A vice-diretora Marta e o
sininho a badalar, cara de poucos amigos na organização das filas. Sol quente,
mas ninguém entra antes de rezar, e cantar o Hino Nacional, às vezes, tem que
cantar, ‘Eu te amo, meu Brasil’ “Eu te amo meu
Brasil, eu te amo. Meu coração é verde, amarelo, branco, azul anil. Eu te amo
meu Brasil, eu te amo. Ninguém segura a
juventude do Brasil”. Primeiro,
os alunos da professora Odete, depois os da professora Tânia (faço parte
desses), em seguida os da Dona Maria Aparecida, e logo depois os alunos da
‘temida’ professora Ordália, finalizado com os da Dona Geusa. Na sala que
estudo, eu não consigo ver o pátio de terrão e ao fundo a marcenaria do
ginásio, onde o pai trabalha. O terror da molecada é ficar de castigo na
diretoria, ter que copiar a história da vaquinha malhada (eu já fiz). Hora do
recreio, o sininho bate, e convida a turma a sair feito ‘loucos’ a correr em
busca da quadra. Picolezeiro nos espera na porta, coco queimado, e o creme
holandês, mas também, tem o “juju de groselha” e tamarindo. Tem uma
cantina, tem coisas gostosas, porém o dinheiro é curto, quando muito um picolé.

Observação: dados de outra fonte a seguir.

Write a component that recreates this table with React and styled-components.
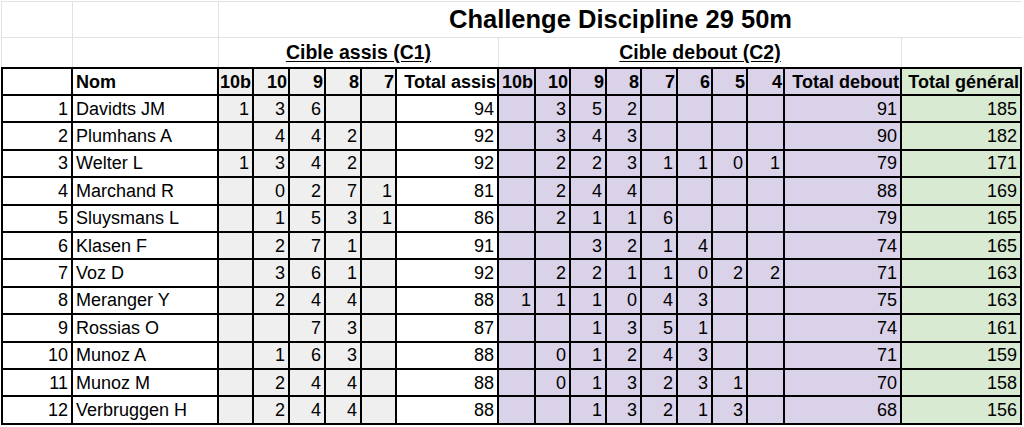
import styled, { createGlobalStyle } from 'styled-components';

const GlobalStyle = createGlobalStyle`
  body {
    margin: 0;
    background: #fff;
    color: #000;
    font-family: "Liberation Sans", Arial, sans-serif;
  }
`;

// column widths, taken from the sheet
const COLS = [72, 146, 35, 36, 36, 36, 35, 102, 37, 35, 36, 35, 36, 35, 35, 37, 117, 120];

const GREY = '#efefef';
const PURPLE = '#d9d2e9';
const GREEN = '#d9ead3';

const FILLS = [
  '#fff', '#fff',
  GREY, GREY, GREY, GREY, GREY,
  '#fff',
  PURPLE, PURPLE, PURPLE, PURPLE, PURPLE, PURPLE, PURPLE, PURPLE, PURPLE,
  GREEN,
];

const HEADERS = [
  '', 'Nom', '10b', '10', '9', '8', '7', 'Total assis',
  '10b', '10', '9', '8', '7', '6', '5', '4', 'Total debout', 'Total général',
];

const ROWS = [
  ['Davidts JM', [1, 3, 6, '', ''], 94, ['', 3, 5, 2, '', '', '', ''], 91, 185],
  ['Plumhans A', ['', 4, 4, 2, ''], 92, ['', 3, 4, 3, '', '', '', ''], 90, 182],
  ['Welter L', [1, 3, 4, 2, ''], 92, ['', 2, 2, 3, 1, 1, 0, 1], 79, 171],
  ['Marchand R', ['', 0, 2, 7, 1], 81, ['', 2, 4, 4, '', '', '', ''], 88, 169],
  ['Sluysmans L', ['', 1, 5, 3, 1], 86, ['', 2, 1, 1, 6, '', '', ''], 79, 165],
  ['Klasen F', ['', 2, 7, 1, ''], 91, ['', '', 3, 2, 1, 4, '', ''], 74, 165],
  ['Voz D', ['', 3, 6, 1, ''], 92, ['', 2, 2, 1, 1, 0, 2, 2], 71, 163],
  ['Meranger Y', ['', 2, 4, 4, ''], 88, [1, 1, 1, 0, 4, 3, '', ''], 75, 163],
  ['Rossias O', ['', '', 7, 3, ''], 87, ['', '', 1, 3, 5, 1, '', ''], 74, 161],
  ['Munoz A', ['', 1, 6, 3, ''], 88, ['', 0, 1, 2, 4, 3, '', ''], 71, 159],
  ['Munoz M', ['', 2, 4, 4, ''], 88, ['', 0, 1, 3, 2, 3, 1, ''], 70, 158],
  ['Verbruggen H', ['', 2, 4, 4, ''], 88, ['', '', 1, 3, 2, 1, 3, ''], 68, 156],
];

const Sheet = styled.div`
  display: grid;
  grid-template-columns: ${COLS.map((w) => `${w}px`).join(' ')};
  grid-template-rows: 37px 29px 29px repeat(12, 27.4px);
  padding: 1px 0 0 1px;
  font-size: 18px;
  line-height: 1;
`;

const TopCell = styled.div`
  display: flex;
  align-items: center;
  justify-content: center;
  grid-column: ${({ $span }) => $span || 'auto'};
  border-right: ${({ $open }) => ($open ? 'none' : '1px solid #e2e2e2')};
  border-top: ${({ $first }) => ($first ? '1px solid #e2e2e2' : 'none')};
  border-bottom: ${({ $first }) => ($first ? '1px solid #e2e2e2' : 'none')};
  border-left: ${({ $edge }) => ($edge ? '1px solid #e2e2e2' : 'none')};
`;

const Title = styled.span`
  font-size: 25.5px;
  font-weight: 700;
`;

const Group = styled.span`
  font-size: 19.5px;
  font-weight: 700;
  text-decoration: underline;
  text-underline-offset: 2px;
`;

const Cell = styled.div`
  display: flex;
  align-items: center;
  justify-content: ${({ $left }) => ($left ? 'flex-start' : 'flex-end')};
  padding: ${({ $head }) => ($head ? '0 1px 0 3px' : '0 3px')};
  background: ${({ $fill }) => $fill};
  border-right: 2px solid #000;
  border-bottom: 2px solid #000;
  border-left: ${({ $edge }) => ($edge ? '2px solid #000' : 'none')};
  border-top: ${({ $head }) => ($head ? '2px solid #000' : 'none')};
  font-weight: ${({ $head }) => ($head ? 700 : 400)};
  white-space: nowrap;
`;

export default function App() {
  return (
    <>
      <GlobalStyle />
      <Sheet>
        <TopCell $first $edge />
        <TopCell $first />
        <TopCell $first $open $span="3 / -1">
          <Title>Challenge Discipline 29 50m</Title>
        </TopCell>

        <TopCell $edge />
        <TopCell />
        <TopCell $span="3 / span 6">
          <Group>Cible assis (C1)</Group>
        </TopCell>
        <TopCell $span="9 / span 9">
          <Group>Cible debout (C2)</Group>
        </TopCell>
        <TopCell $open />

        {HEADERS.map((h, i) => (
          <Cell key={`h${i}`} $head $edge={i === 0} $left={i === 1} $fill={FILLS[i]}>
            {h}
          </Cell>
        ))}

        {ROWS.map(([name, c1, assis, c2, debout, total], r) => {
          const values = [r + 1, name, ...c1, assis, ...c2, debout, total];
          return values.map((v, i) => (
            <Cell key={`${r}-${i}`} $edge={i === 0} $left={i === 1} $fill={FILLS[i]}>
              {v}
            </Cell>
          ));
        })}
      </Sheet>
    </>
  );
}
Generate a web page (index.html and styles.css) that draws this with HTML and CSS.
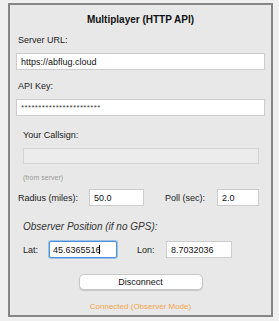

No campo de futebol ou na quadra, não tem bola, não importa, jogamos com uma
garrafa de plástico.
Presidente Vargas - Anos dourados |
No final
da tarde, o cheiro gostoso do Café Rio
Verde sendo torrado invade a sala de aula. O cheiro de álcool do mimeógrafo
rodando as provas, também, chega até nós. O sino tocou, a aula acabou todos em
debandada feitos ‘pomba do bando’, passamos pelas escadas do fundo e vamos em
direção ao ginásio, na marcenaria, cheiro de verniz é uma delícia, cresci nesse
mundo de serragem, e na arte de trabalhar a madeira, meu pai tem a profissão do
pai do Mestre. E outros, também, fazem dessa arte o ganha pão, o Waldomiro,
Messias (Pretinho), Jefferson (Jefão), Afonso e o Nelinho. No final de tarde, é
a hora das mulheres e as crianças encherem as latas e pegar serragem que serve
para fazer fogareiro para ferver a água para lavar roupa (a maioria delas é
lavadeira) e, também, para cozinhar feijão. Ao lado o Bebé da aula de judô, tem
o tatame que é pura diversão. Ali na marcenaria tem um cômodo que mora o
Epaminondas da Silva, mais conhecido com “Negrinho da Joventina”, ele trabalha
no posto do Tércio, ele é lavador de carros, mas no passado foi um grande
goleiro, jogou no Goiás e foi sondado para jogar no Corinthians Paulista,
atendendo um pedido da mãe não foi para São Paulo.
Os
calangos verdes correm em disparadas, as tanajuras saem de suas tocas, o
Waldomiro e o Pretinho as saboreiam como tira gosto tomando aguardente no Bar
do Seu Chico (dizem eles que elas têm o gosto de amendoim torrado). O final de
tarde veio, pintou o céu que há pouco era azul anil e agora se mistura no
vermelho da poeira e o alaranjado do entardecer... E nós vamos embora, está na
hora de voltar pra casa, a mãe nos espera, sempre tem algo bom pra comer.